方知意轻微地挣扎了一下,但立马遭到陈朝煦强势压制,粗硕的阴茎毫无阻碍插入了半小时前才狠狠蹂躏过的地方,开始大开大合地肏弄。
甜腻的蜂蜜冲淡了苦艾的涩,omega被高大强壮的alpha完全笼罩,压在布满湿气的瓷砖壁上挨肏。
激烈的啪啪声在浴室里回荡,方知意叫得嗓子都哑了,腿站不住要往下滑,被陈朝煦单臂扣住腰,烙铁一样滚烫的胸膛死死抵在他背后,与反复插入后穴的巨物一起折磨他。
最后不知道做了多久,方知意累得失去意识,陷进一个硬邦邦但很暖和的梦里,难得踏实地睡了一觉。
第二天醒来躺在只有自己一个人的主卧,床被上沾到的体液干涸了,一块块的,看着有点脏,但身上清爽干净的感觉,让方知意心情稍微好了一些。
陈敬山那个老变态不是人,他儿子虽然也混蛋,好歹还算个人。
方知意换了个姿势躺了会儿,醒透了才揉着腰慢吞吞地下床。
陈敬山没有限制他出门的自由,不过对他的行踪了若指掌,假如他去了什么不该去的地方,比如夜店或者机场,立刻就会有秘书向陈敬山报备,然后派人将他带回别墅。
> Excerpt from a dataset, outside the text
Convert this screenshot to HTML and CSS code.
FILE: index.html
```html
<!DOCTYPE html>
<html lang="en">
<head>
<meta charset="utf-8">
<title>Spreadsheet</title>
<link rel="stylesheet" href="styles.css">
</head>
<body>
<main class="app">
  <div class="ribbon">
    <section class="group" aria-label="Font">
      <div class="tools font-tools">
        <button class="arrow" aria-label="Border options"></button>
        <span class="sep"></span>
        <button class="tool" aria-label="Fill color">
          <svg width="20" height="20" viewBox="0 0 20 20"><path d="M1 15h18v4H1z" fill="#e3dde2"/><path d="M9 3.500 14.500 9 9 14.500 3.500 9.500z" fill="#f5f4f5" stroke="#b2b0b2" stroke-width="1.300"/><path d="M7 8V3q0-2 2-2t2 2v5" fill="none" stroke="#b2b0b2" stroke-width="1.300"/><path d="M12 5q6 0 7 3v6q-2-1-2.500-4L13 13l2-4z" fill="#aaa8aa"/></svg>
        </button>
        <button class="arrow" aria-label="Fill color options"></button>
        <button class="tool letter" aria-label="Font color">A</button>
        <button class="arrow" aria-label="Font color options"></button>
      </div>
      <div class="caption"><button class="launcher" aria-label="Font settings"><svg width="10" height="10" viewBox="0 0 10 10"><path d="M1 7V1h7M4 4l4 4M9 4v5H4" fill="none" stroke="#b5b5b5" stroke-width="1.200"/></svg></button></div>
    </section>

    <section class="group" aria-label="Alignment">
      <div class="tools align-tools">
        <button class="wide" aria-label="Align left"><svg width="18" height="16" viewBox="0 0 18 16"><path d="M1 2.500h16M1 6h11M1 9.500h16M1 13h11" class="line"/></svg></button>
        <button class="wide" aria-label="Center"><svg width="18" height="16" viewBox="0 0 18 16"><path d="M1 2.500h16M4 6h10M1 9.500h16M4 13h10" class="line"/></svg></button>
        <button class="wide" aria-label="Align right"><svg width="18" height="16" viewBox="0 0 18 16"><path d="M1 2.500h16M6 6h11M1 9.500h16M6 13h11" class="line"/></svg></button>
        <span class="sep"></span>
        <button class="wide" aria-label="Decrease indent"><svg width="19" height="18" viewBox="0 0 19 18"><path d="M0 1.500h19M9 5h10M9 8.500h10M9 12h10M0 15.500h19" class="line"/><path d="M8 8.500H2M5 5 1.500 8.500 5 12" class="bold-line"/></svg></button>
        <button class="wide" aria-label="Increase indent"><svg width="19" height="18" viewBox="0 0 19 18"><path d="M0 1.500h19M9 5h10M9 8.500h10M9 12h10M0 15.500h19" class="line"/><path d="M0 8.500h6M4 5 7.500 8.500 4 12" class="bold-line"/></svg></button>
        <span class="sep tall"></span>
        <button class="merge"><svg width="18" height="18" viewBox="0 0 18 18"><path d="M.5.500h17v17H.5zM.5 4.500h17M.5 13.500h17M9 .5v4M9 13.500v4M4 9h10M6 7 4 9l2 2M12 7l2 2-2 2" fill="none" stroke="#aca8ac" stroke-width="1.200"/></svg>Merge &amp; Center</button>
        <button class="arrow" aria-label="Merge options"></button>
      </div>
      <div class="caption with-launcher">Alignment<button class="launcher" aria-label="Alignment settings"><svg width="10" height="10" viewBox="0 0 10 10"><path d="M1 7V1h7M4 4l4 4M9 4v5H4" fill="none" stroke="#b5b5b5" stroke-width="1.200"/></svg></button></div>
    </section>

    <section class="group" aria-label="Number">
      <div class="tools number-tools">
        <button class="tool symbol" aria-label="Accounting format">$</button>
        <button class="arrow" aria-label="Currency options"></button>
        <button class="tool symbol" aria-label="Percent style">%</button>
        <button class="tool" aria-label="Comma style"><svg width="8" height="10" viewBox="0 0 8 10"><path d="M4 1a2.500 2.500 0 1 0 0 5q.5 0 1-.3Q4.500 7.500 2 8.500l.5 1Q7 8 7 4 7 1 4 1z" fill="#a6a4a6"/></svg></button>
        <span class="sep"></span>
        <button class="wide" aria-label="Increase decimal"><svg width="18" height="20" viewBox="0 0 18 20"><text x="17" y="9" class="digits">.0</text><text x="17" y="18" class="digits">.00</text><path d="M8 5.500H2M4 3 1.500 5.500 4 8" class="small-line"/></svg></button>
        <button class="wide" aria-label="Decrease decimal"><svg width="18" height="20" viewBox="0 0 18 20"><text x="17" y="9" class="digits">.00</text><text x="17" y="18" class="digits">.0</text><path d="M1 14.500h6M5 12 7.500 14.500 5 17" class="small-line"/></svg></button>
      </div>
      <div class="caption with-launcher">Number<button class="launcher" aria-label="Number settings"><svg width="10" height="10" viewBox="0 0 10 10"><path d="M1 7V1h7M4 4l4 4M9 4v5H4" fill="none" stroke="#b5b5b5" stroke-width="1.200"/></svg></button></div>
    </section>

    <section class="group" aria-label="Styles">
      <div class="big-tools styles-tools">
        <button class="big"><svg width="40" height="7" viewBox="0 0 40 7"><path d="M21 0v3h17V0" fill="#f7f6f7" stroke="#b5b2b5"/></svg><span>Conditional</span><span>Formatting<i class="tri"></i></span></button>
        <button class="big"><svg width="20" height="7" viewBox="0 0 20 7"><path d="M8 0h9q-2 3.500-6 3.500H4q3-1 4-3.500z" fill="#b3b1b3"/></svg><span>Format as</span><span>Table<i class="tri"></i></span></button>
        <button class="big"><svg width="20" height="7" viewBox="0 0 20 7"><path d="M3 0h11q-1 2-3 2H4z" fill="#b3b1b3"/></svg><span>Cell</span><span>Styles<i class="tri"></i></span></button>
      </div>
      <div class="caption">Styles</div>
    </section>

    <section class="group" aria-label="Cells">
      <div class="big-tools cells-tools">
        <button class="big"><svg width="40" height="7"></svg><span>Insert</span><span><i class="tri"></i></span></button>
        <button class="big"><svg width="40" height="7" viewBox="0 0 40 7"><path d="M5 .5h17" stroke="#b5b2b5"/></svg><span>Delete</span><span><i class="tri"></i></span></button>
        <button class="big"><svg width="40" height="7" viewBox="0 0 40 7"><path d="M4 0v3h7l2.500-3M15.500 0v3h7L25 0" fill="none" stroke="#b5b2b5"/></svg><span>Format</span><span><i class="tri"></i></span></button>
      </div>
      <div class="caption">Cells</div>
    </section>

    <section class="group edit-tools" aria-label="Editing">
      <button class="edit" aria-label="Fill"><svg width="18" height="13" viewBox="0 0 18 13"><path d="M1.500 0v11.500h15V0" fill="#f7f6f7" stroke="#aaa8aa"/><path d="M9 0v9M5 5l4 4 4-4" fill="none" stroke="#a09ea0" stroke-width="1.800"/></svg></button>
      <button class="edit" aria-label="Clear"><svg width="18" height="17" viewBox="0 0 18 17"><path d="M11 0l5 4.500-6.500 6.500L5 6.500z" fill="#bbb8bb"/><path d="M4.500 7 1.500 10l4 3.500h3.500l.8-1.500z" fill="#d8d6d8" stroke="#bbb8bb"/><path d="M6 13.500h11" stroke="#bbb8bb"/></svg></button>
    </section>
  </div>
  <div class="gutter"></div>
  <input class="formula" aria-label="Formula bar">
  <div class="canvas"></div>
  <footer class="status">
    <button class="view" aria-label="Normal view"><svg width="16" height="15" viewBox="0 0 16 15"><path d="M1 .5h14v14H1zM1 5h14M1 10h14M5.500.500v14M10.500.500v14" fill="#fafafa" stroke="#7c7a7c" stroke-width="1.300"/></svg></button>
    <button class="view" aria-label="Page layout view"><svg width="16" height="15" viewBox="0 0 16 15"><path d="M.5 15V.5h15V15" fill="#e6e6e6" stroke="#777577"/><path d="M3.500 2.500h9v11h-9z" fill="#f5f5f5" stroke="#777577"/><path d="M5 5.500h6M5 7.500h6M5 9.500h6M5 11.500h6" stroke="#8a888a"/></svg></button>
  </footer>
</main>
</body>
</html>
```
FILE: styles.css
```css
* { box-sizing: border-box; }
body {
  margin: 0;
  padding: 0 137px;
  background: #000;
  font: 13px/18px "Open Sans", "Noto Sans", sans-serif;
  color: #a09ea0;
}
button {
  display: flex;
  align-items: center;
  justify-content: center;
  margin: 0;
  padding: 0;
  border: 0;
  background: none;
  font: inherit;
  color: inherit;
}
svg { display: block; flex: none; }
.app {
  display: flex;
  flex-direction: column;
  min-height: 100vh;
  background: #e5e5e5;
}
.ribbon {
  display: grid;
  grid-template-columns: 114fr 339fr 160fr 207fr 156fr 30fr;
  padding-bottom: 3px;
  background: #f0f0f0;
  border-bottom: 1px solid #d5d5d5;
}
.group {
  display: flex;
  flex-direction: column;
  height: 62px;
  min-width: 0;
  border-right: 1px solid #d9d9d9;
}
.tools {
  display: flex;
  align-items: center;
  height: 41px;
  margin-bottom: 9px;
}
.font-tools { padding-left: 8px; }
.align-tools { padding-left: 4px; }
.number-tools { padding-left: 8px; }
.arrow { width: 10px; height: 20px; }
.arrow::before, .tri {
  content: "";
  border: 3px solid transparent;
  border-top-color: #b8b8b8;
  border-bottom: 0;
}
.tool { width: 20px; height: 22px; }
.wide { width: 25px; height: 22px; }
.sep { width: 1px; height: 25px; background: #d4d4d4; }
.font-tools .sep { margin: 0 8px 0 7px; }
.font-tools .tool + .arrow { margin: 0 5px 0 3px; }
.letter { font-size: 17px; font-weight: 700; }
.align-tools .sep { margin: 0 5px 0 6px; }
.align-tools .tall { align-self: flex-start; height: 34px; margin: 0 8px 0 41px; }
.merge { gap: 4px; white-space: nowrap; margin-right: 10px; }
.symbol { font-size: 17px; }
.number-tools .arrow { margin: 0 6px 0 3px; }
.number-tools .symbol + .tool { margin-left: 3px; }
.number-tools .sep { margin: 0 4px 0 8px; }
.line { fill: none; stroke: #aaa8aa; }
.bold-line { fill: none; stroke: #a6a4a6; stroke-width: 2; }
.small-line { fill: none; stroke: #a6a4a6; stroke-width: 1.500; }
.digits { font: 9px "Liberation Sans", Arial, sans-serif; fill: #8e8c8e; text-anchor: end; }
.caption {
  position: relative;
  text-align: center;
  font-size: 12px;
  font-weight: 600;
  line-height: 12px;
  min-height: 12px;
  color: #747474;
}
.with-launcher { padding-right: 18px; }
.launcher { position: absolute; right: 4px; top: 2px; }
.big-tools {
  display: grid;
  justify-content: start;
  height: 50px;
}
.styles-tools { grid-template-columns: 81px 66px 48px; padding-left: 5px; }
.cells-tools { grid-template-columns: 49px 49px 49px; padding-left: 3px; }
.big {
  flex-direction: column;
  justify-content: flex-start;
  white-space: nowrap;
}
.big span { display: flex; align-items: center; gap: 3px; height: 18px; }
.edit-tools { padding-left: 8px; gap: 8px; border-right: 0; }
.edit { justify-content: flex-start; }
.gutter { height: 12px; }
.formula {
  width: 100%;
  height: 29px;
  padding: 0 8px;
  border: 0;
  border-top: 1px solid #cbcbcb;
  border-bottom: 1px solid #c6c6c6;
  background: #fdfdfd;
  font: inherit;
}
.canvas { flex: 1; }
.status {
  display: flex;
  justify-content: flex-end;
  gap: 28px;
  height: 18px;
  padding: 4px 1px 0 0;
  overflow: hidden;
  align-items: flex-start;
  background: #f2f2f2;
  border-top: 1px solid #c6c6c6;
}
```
第一次逃跑失败就是在机场被抓的,回来后陈敬山把他像狗一样栓在杂物房,饭和水都倒在地上让他舔。
他不肯,陈敬山就拿皮鞭抽他,打得他浑身血痕地蜷缩在地上发抖,陈敬山却一脸兴奋地掏出阴茎对着他撸,把精液射到他的脸上身上,然后离开,什么时候想起他再进来。
最后因为他低血糖昏迷进了医院,陈敬山才勉强放过他,让这件事翻了篇。
可惜今天太累了,方知意只想待在别墅里,哪儿都不想去。
他下楼洗漱,陈朝煦不在,阿姨听见声响从厨房探出头跟他打招呼,他才回神现在已经快中午了。
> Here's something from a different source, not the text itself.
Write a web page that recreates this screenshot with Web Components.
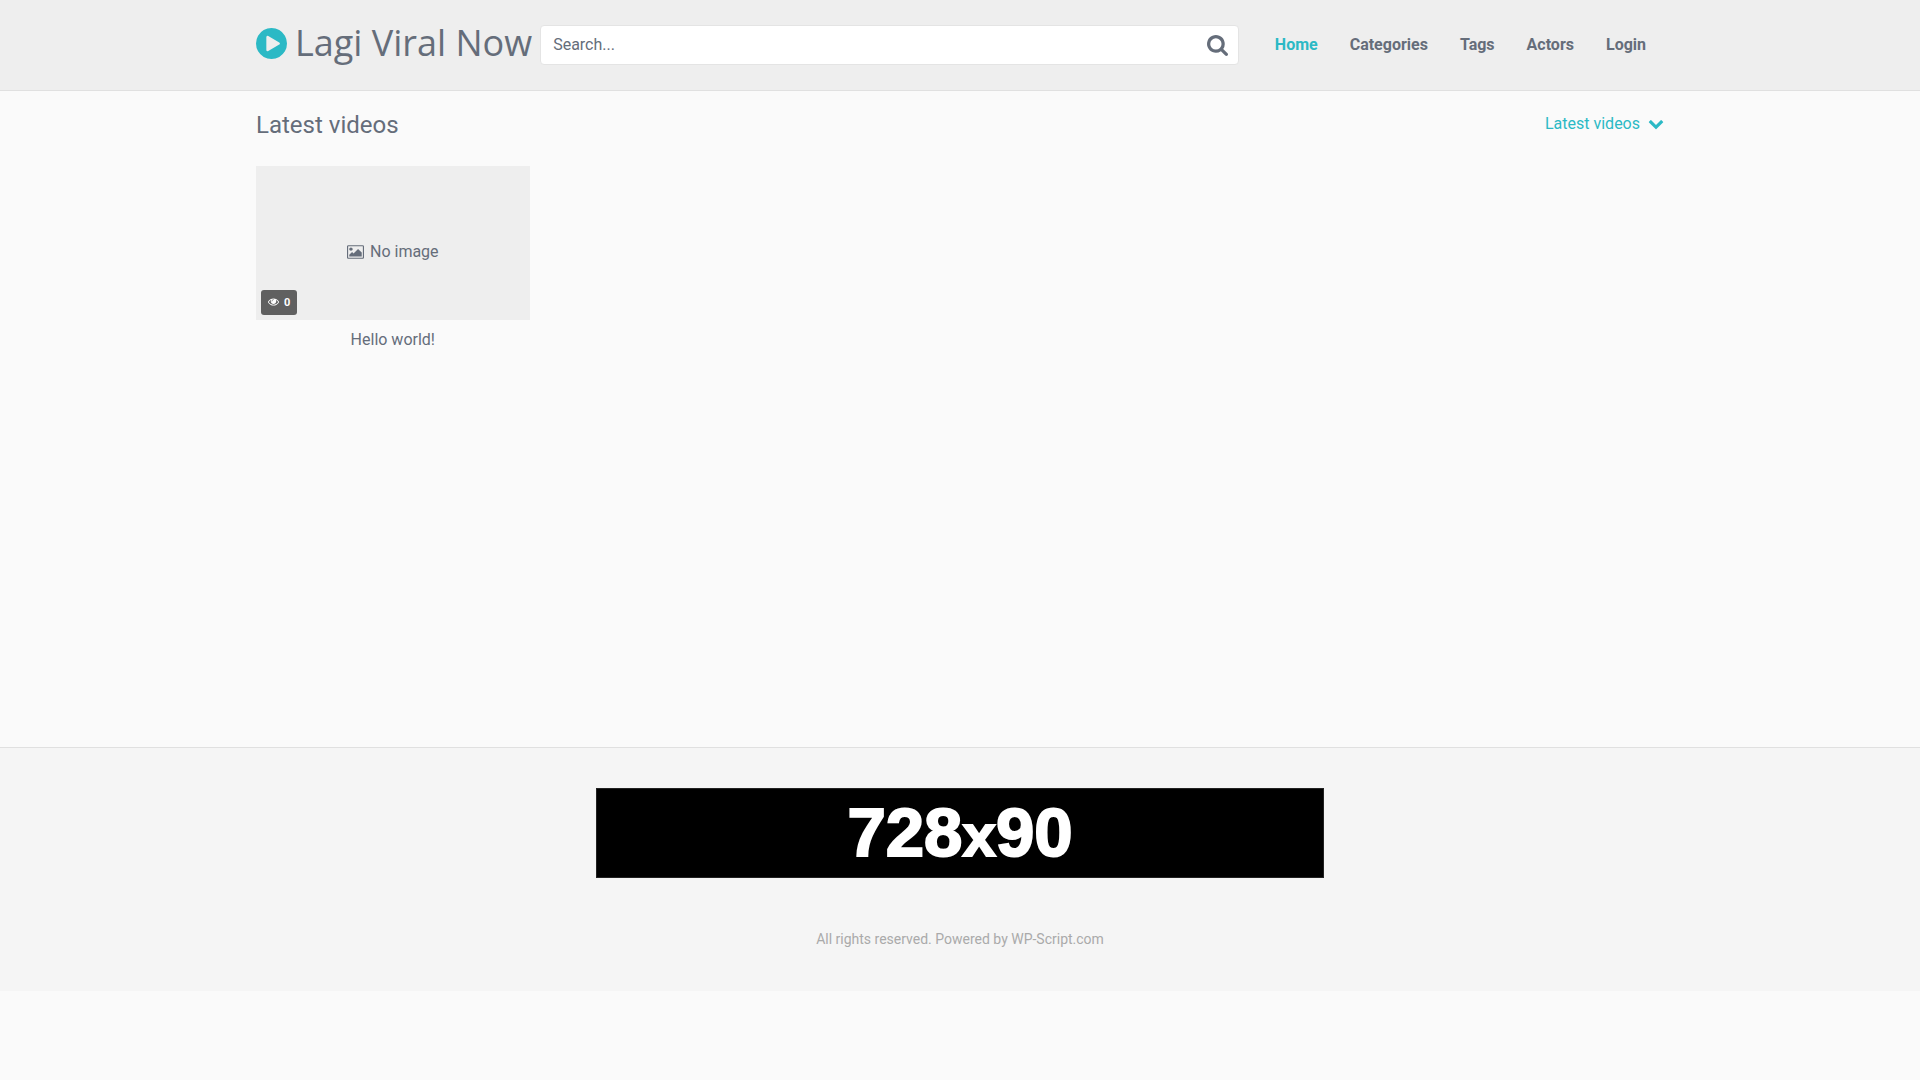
<!DOCTYPE html>
<html lang="en">
<head>
<meta charset="utf-8">
<meta name="viewport" content="width=device-width, initial-scale=1">
<title>Lagi Viral Now</title>
<style>
    body {
        margin: 0;
        background-color: #fafafa;
        color: #656d7a;
        font: 16px/24px Roboto, "Liberation Sans", sans-serif;
        --accent: #2bb9c5;
        --wrap: 1408px;
    }
</style>
</head>
<body>
<site-header>
    <site-logo>Lagi Viral Now</site-logo>
    <search-form></search-form>
    <site-nav>
        <nav-item href="#home" active>Home</nav-item>
        <nav-item href="#categories">Categories</nav-item>
        <nav-item href="#tags">Tags</nav-item>
        <nav-item href="#actors">Actors</nav-item>
        <nav-item href="#login">Login</nav-item>
    </site-nav>
</site-header>
<video-section>
    <span slot="title">Latest videos</span>
    <sort-filter slot="filter">Latest videos</sort-filter>
    <video-card views="0">Hello world!</video-card>
</video-section>
<site-footer>
    <ad-banner></ad-banner>
    <span slot="copyright">All rights reserved. Powered by WP-Script.com</span>
</site-footer>

<script>
function makeTemplate(html) {
    const $template = document.createElement('template');
    $template.innerHTML = html;
    return $template;
}

class BaseElement extends HTMLElement {
    constructor() {
        super();
        this.attachShadow({mode: 'open'});
        this.shadowRoot.appendChild(this.constructor.template.content.cloneNode(true));
    }
}

class SiteHeader extends BaseElement {
    static template = makeTemplate(/*html*/ `
        <style>
            :host {
                display: block;
                background-color: #eeeeee;
                border-bottom: 1px solid #e0e0e0;
            }

            header {
                display: flex;
                max-width: var(--wrap);
                margin: 0 auto;
                padding: 25px 0;
                gap: 8px;
            }
        </style>
        <header><slot></slot></header>
    `);
}

class SiteLogo extends BaseElement {
    static template = makeTemplate(/*html*/ `
        <style>
            :host {
                display: block;
            }

            a {
                display: flex;
                align-items: center;
                gap: 8px;
                font: 36px/36px "Open Sans", sans-serif;
                color: inherit;
                text-decoration: none;
                white-space: nowrap;
            }

            svg {
                width: 31px;
                height: 31px;
                fill: var(--accent);
            }
        </style>
        <a href="#home">
            <svg viewBox="0 0 1536 1536" aria-hidden="true">
                <path d="M768 0q209 0 385.500 103t279.500 279.500 103 385.500-103 385.500-279.500 279.500-385.500 103-385.500-103-279.500-279.500-103-385.500 103-385.500 279.500-279.500 385.500-103zM1152 823q32-18 32-55t-32-55l-544-320q-31-19-64-1-32 19-32 56v640q0 37 32 56 16 8 32 8 17 0 32-9z"/>
            </svg>
            <span><slot></slot></span>
        </a>
    `);
}

class SearchForm extends BaseElement {
    static template = makeTemplate(/*html*/ `
        <style>
            :host {
                display: block;
                flex: 1;
                min-width: 0;
            }

            form {
                display: flex;
                box-sizing: border-box;
                height: 40px;
                background-color: #ffffff;
                border: 1px solid #e4e4e4;
                border-radius: 4px;
            }

            input {
                flex: 1;
                min-width: 0;
                padding: 0 12px;
                border: 0;
                background: none;
                font: inherit;
                color: inherit;
                outline: none;
            }

            input::placeholder {
                color: inherit;
                opacity: 1;
            }

            button {
                display: flex;
                align-items: center;
                padding: 0 10px;
                border: 0;
                background: none;
                color: inherit;
            }

            svg {
                width: 21px;
                height: 21px;
                fill: currentColor;
            }
        </style>
        <form>
            <input type="text" aria-label="Search" placeholder="Search...">
            <button type="submit" aria-label="Search">
                <svg viewBox="0 0 1664 1664" aria-hidden="true">
                    <path d="M1152 704q0-185-131.500-316.500t-316.500-131.500-316.500 131.500-131.500 316.500 131.500 316.500 316.500 131.500 316.500-131.500 131.500-316.500zM1664 1536q0 52-38 90t-90 38q-54 0-90-38l-343-342q-179 124-399 124-143 0-273.500-55.500t-225-150-150-225-55.500-273.500 55.500-273.500 150-225 225-150 273.500-55.500 273.500 55.500 225 150 150 225 55.500 273.500q0 220-124 399l343 343q37 37 37 90z"/>
                </svg>
            </button>
        </form>
    `);
}

class SiteNav extends BaseElement {
    static template = makeTemplate(/*html*/ `
        <style>
            :host {
                display: block;
            }

            nav {
                display: flex;
                height: 40px;
                align-items: center;
                padding: 0 2px 0 12px;
            }
        </style>
        <nav><slot></slot></nav>
    `);
}

class NavItem extends BaseElement {
    static template = makeTemplate(/*html*/ `
        <style>
            :host {
                display: block;
            }

            :host([active]) {
                color: var(--accent);
            }

            a {
                padding: 0 16px;
                font-weight: bold;
                color: inherit;
                text-decoration: none;
            }
        </style>
        <a><slot></slot></a>
    `);

    connectedCallback() {
        this.shadowRoot.querySelector('a').setAttribute('href', this.getAttribute('href'));
    }
}

class VideoSection extends BaseElement {
    static template = makeTemplate(/*html*/ `
        <style>
            :host {
                display: block;
                box-sizing: border-box;
                max-width: var(--wrap);
                min-height: 656px;
                margin: 0 auto;
                padding-top: 16px;
            }

            header {
                display: flex;
                justify-content: space-between;
                margin-bottom: 23px;
            }

            h1 {
                margin: 0;
                font-size: 24px;
                line-height: 36px;
                font-weight: normal;
            }

            .videos {
                display: grid;
                grid-template-columns: repeat(5, 1fr);
                gap: 10px;
            }
        </style>
        <header>
            <h1><slot name="title"></slot></h1>
            <slot name="filter"></slot>
        </header>
        <div class="videos"><slot></slot></div>
    `);
}

class SortFilter extends BaseElement {
    static template = makeTemplate(/*html*/ `
        <style>
            :host {
                display: block;
            }

            button {
                display: flex;
                align-items: center;
                gap: 8px;
                padding: 5px 0;
                border: 0;
                background: none;
                font: inherit;
                color: var(--accent);
            }

            svg {
                width: 16px;
                height: 16px;
                fill: currentColor;
            }
        </style>
        <button type="button" aria-haspopup="true">
            <slot></slot>
            <svg viewBox="0 80 1792 1792" aria-hidden="true">
                <path d="M1683 808l-742 741q-19 19-45 19t-45-19l-742-741q-19-19-19-45.500t19-45.500l166-165q19-19 45-19t45 19l531 531 531-531q19-19 45-19t45 19l166 165q19 19 19 45.500t-19 45.500z"/>
            </svg>
        </button>
    `);
}

class VideoCard extends BaseElement {
    static template = makeTemplate(/*html*/ `
        <style>
            :host {
                display: block;
            }

            a {
                display: block;
                color: inherit;
                text-decoration: none;
                text-align: center;
            }

            .thumb {
                position: relative;
                display: flex;
                align-items: center;
                justify-content: center;
                gap: 6px;
                aspect-ratio: 16 / 9;
                box-sizing: border-box;
                padding-top: 18px;
                background-color: #eeeeee;
            }

            .thumb > svg {
                width: 17px;
                height: 14px;
                fill: currentColor;
            }

            .views {
                position: absolute;
                left: 5px;
                bottom: 5px;
                display: flex;
                align-items: center;
                gap: 5px;
                padding: 0 7px;
                border-radius: 3px;
                background-color: #606060;
                color: #ffffff;
                font-size: 11px;
                line-height: 25px;
                font-weight: bold;
            }

            .views svg {
                width: 11px;
                height: 8px;
                fill: currentColor;
            }

            .title {
                padding-top: 8px;
            }
        </style>
        <a href="#video">
            <div class="thumb">
                <svg viewBox="0 0 1920 1536" aria-hidden="true">
                    <path d="M640 448q0 80-56 136t-136 56-136-56-56-136 56-136 136-56 136 56 56 136zM1664 832v448h-1408v-192l320-320 160 160 512-512zM1760 128h-1600q-13 0-22.500 9.500t-9.500 22.500v1216q0 13 9.500 22.500t22.500 9.500h1600q13 0 22.500-9.500t9.500-22.500v-1216q0-13-9.500-22.500t-22.500-9.500zM1920 160v1216q0 66-47 113t-113 47h-1600q-66 0-113-47t-47-113v-1216q0-66 47-113t113-47h1600q66 0 113 47t47 113z"/>
                </svg>
                <span>No image</span>
                <div class="views">
                    <svg viewBox="0 0 1792 1152" aria-hidden="true">
                        <path d="M1664 576q-152-236-381-353 61 104 61 225 0 185-131.500 316.500t-316.500 131.500-316.500-131.500-131.500-316.500q0-121 61-225-229 117-381 353 133 205 333.500 326.500t434.500 121.500 434.500-121.500 333.500-326.500zM944 192q0-20-14-34t-34-14q-125 0-214.500 89.500t-89.500 214.500q0 20 14 34t34 14 34-14 14-34q0-86 61-147t147-61q20 0 34-14t14-34zM1792 576q0 34-20 69-140 230-376.500 368.500t-499.500 138.500-499.500-139-376.500-368q-20-35-20-69t20-69q140-229 376.500-368t499.500-139 499.500 139 376.500 368q20 35 20 69z"/>
                    </svg>
                    <span class="count"></span>
                </div>
            </div>
            <div class="title"><slot></slot></div>
        </a>
    `);

    connectedCallback() {
        this.shadowRoot.querySelector('.count').textContent = this.getAttribute('views');
    }
}

class SiteFooter extends BaseElement {
    static template = makeTemplate(/*html*/ `
        <style>
            :host {
                display: block;
                background-color: #f5f5f5;
                border-top: 1px solid #e0e0e0;
            }

            footer {
                display: flex;
                flex-direction: column;
                align-items: center;
                gap: 49px;
                padding: 40px 0;
            }

            .copyright {
                color: #aaaaaa;
                font-size: 14px;
                line-height: 24px;
            }
        </style>
        <footer>
            <slot></slot>
            <div class="copyright"><slot name="copyright"></slot></div>
        </footer>
    `);
}

class AdBanner extends BaseElement {
    static template = makeTemplate(/*html*/ `
        <style>
            :host {
                display: block;
                width: 100%;
                max-width: 728px;
            }

            a {
                display: block;
                border: 1px solid #222222;
                background-color: #000000;
                color: #ffffff;
                font: bold 69px/88px "Liberation Sans", Arial, sans-serif;
                -webkit-text-stroke: 2px #ffffff;
                text-align: center;
                text-decoration: none;
            }

            small {
                font-size: 60px;
                line-height: 1;
            }
        </style>
        <a href="#ad">728<small>x</small>90</a>
    `);
}

window.customElements.define('site-header', SiteHeader);
window.customElements.define('site-logo', SiteLogo);
window.customElements.define('search-form', SearchForm);
window.customElements.define('site-nav', SiteNav);
window.customElements.define('nav-item', NavItem);
window.customElements.define('video-section', VideoSection);
window.customElements.define('sort-filter', SortFilter);
window.customElements.define('video-card', VideoCard);
window.customElements.define('site-footer', SiteFooter);
window.customElements.define('ad-banner', AdBanner);
</script>
</body>
</html>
“本来做了早饭的,少爷说你还在睡别上楼打扰,我就把早饭留起来了。”阿姨说,“现在饿不?午饭还要一会儿,给你热两个包子垫垫胃?”
方知意点头,坐在饭桌旁等。
包子很快被端出来,热腾腾的,方知意忍着烫手拿起一个吃,舌头忽然生疼,险些把包子吐出来。
“陈朝煦个狗。”他边抽气边小声骂,“咬得这么凶,舌头都破了。”
因着这疼,方知意午饭也没吃好,饭后漱口时一照镜子才发现,舌头破的地方竟然长了溃疡,立刻在心里把陈朝煦又骂了个狗血淋头。
腰也酸,嘴也疼,除了喝水睡觉什么也干不了。
可方知意起太晚了,毫无困意,阿姨在客厅打扫,他就在楼上把主卧的床单被单拆下来,丢进洗衣机里洗。